There’s one benefit to being around long enough to have learned the basics of marketing pre-Internet. “Back then” we had mailing lists and subscription newsletters. Yet the principles that worked then are the same principles that work now, online.
Now, we watch as the “smart kids” attempt to game the system and cut corners, and are repeatedly shut down. Meanwhile, the people with real businesses have been focused on building real relationships. They’ve created content that connects with their audience.
Everyone’s always looking for the common threads among groups of “successful information marketers,” and I’ve got a few for the list.
Two Content Mindsets
Over the past decade, we’ve built, managed, and rescued email lists ranging from a few thousand to 100,000 people. We’ve tracked all the usual metrics.
Even more fascinating than the metrics was watching these businesses grow or shrink over time, depending solely on the content mindset of the business owner.
The first content mindset is Content as Sales Pitch, and if you have an email box, you’ve seen these folks in action. Regardless of how long you’ve been on their email list, you’ll get a sudden flurry of emails twisting your arm to buy something. By the time they’re finished with you, you’re ready to strangle the “unsubscribe” button.

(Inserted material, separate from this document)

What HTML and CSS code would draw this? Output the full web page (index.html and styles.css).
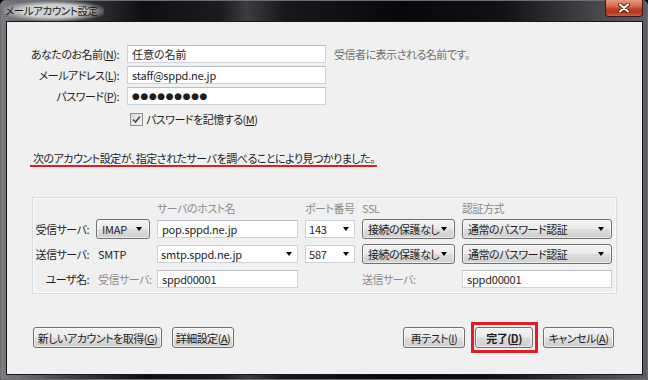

These business-owners think of content purely as sales copy, and they focus on writing sales pages and short email series that hit all the “right emotional buttons to close the sale.” Some do well with each product launch, but the income stream drops off the moment the emails stop, and they’re off to the next big sales page and sales emails.
My question for folks with this mindset always is; “where are you in between the sales pitches?”
As a consultant, if I explain the benefits of developing a relationship “in between” the pitch-fests, some list owners will get it. But their Content as Sales Pitch mindset usually overrides any intention to relate. Those in-between “relationship-building” emails will often end up being more sales pitches with a story or some instruction wrapped around the pitch.
I call this kind of business model “The Jagged Edge,” for two reasons. These business owners are always living on the financial edge, as their income is a rollercoaster. Not a fun or reliable way to build a sustainable business. (Believe it or not, this is the way an awful lot of info-marketers are operating their businesses.)
The second type of mindset is Content as Connection. The people who’ve focused on writing regular blog posts and emails filled with content relevant to their list have a very different experience than those on the “jagged edge.”
This group can enjoy a successful product “launch,” but sales don’t die after the big launch is over. In fact, secondary sales from their other ongoing auto-responder email series and their regular content-rich emails continue to steadily grow.
It’s that relevant content “in between the launches” that makes all the difference. It’s the connection made, the relationship built, the authority and trust earned that create success, no matter how large the email list is.